# LIBERTY SQUARE /// The Tremendous Power of Space


In this article, I should share a strong architectural experience I encountered last Saturday. The working group at Occupy Wall Street of which I am part, Education and Empowerment, and more specifically The Nomadic University, was invited to the New School as we would be provided with a classroom for us. The President of the New School, David E. Van Zandt, actively supported the movement and encouraged students and professors of the New School to participate in various events organized by Occupy Wall Street. That is also how our working group was granted a classroom for whenever we would need it.

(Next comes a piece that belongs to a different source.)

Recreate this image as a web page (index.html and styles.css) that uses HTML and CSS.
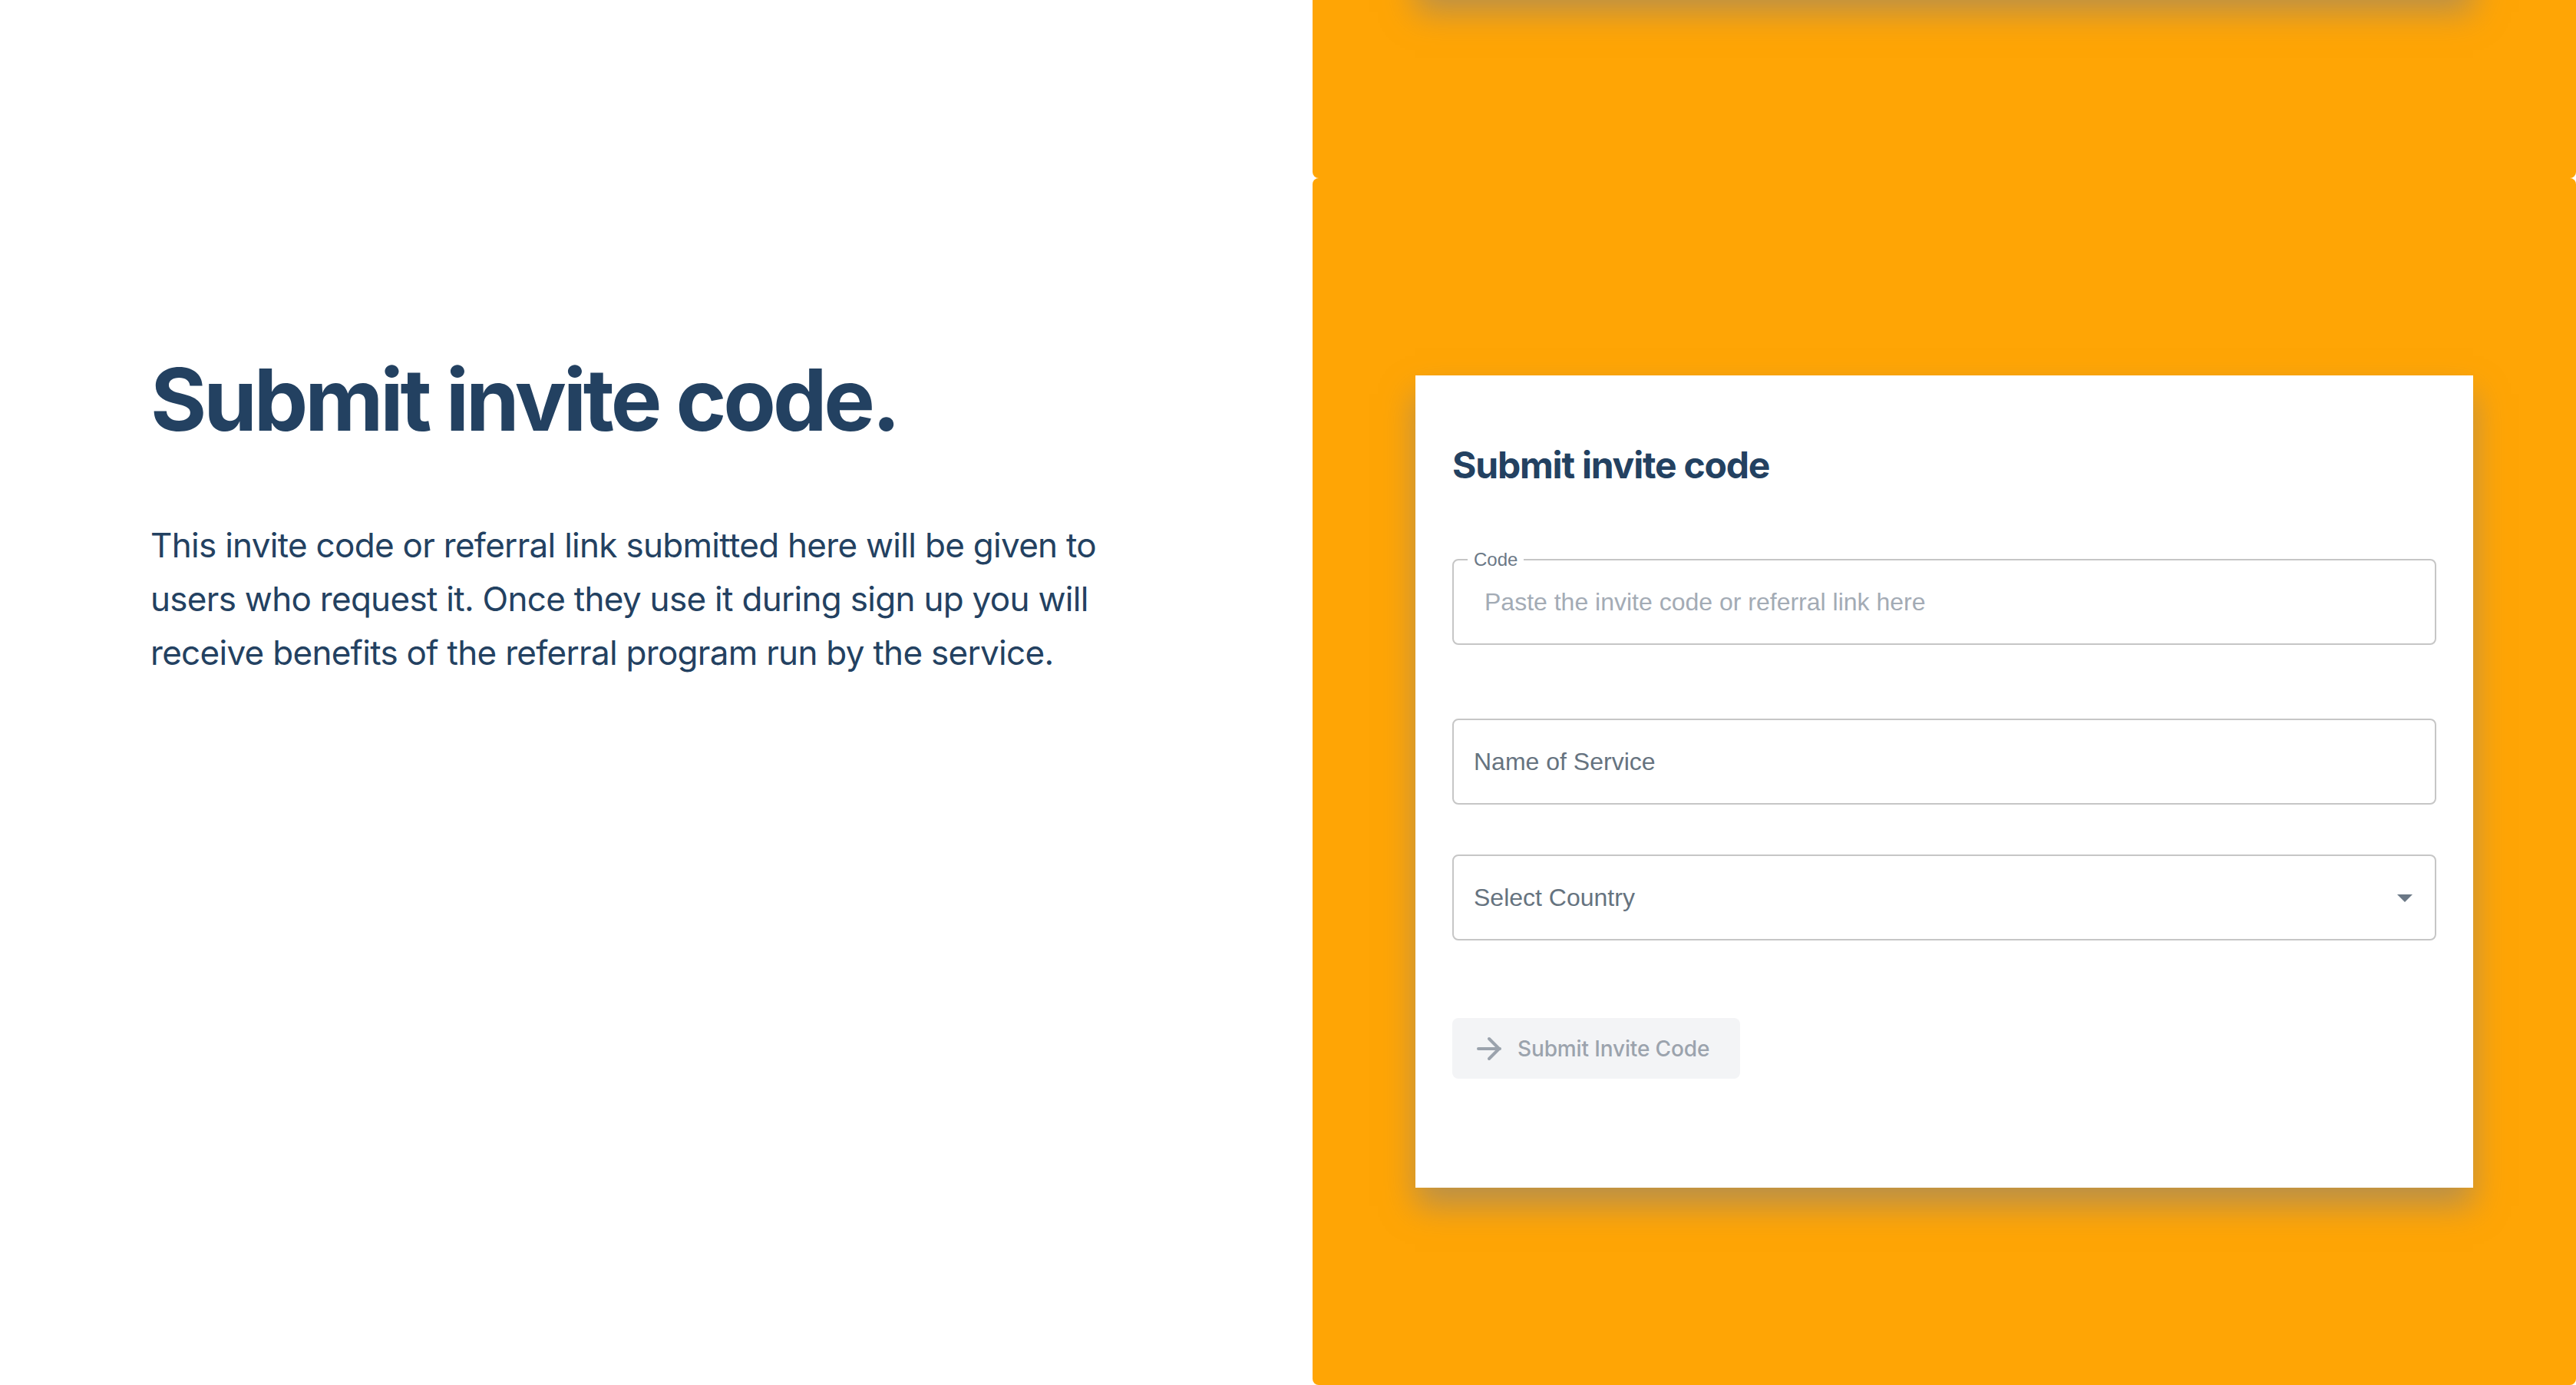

Notwhithstanding this generosity, people in the group including myself experienced the violent power of architecture as we rarely did before. It would seem pretty obvious to anybody that having ideas as a group of people in public space does not happen in the same way as in a classroom; however, experiencing it is another thing: I have been writing a lot about the hurtful inherent characteristics of architecture’s physicality, but I very rarely felt it violently to that extent in a somehow domestic environment. We usually gather in the public space in an open atrium often crossed by pedestrians. Having a working group meeting in that space is fundamentally expressing the openness and the generosity of the Occupy Wall Street movement. On the contrary, meeting in a classroom on the 6th floor of an academic institution brought us back to a well-known situation where knowledge is explicitly owned by one or a few people and secretly distributed to a selected audience. Architecture changes the way we think and act. “Walls have ears”: we certainly feel this way when we are in a closed environment. We self-censor and become embarrassed to waggle our fingers as a sign of approval like we do on Liberty Square.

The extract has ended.